The denial of the freedom to propagate a religion seems to favour the status quo, and serves the interest of the already established religious groups. In this context, the notion that the freedom to propagate is outside the scope of FoRB reflects an intolerance of unorthodox or new religious groups, which naturally need to propagate their message to gain a foothold within the religious marketplace.

We might recall that all established religions were at some point challenges to the status quo. Buddhism challenged Hinduism, Christianity challenged Roman Paganism and Judaism, and Protestantism challenged Catholicism. All religious ideas came forth through a great deal of contestation and competition. Religions are thus merely part of the marketplace of ideas. Perhaps they do not deserve a special place above other ideologies and thought systems. Yet neither should their adherents be denied the basic freedoms we have come to recognise in other spheres where competing ideas are tolerated, and even welcomed. 
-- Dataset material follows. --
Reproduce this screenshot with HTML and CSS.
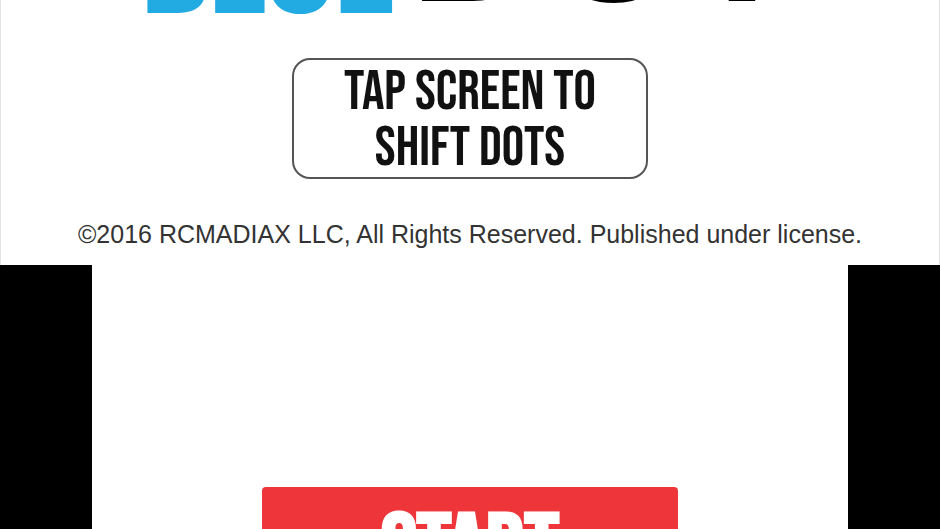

The freedom to propagate is not an absolute freedom, as it can be subject to legitimate limitations. But it is undoubtedly part and parcel of FoRB. Excluding propagation from the scope of FoRB is not only doctrinally problematic, but also harmful to the growth and evolution of the religious sphere. For FoRB cannot just be for the established or orthodox religious groups. In fact, it is the smaller, unorthodox religious groups that need FoRB the most; their freedom to propagate surely remains an integral part of FoRB.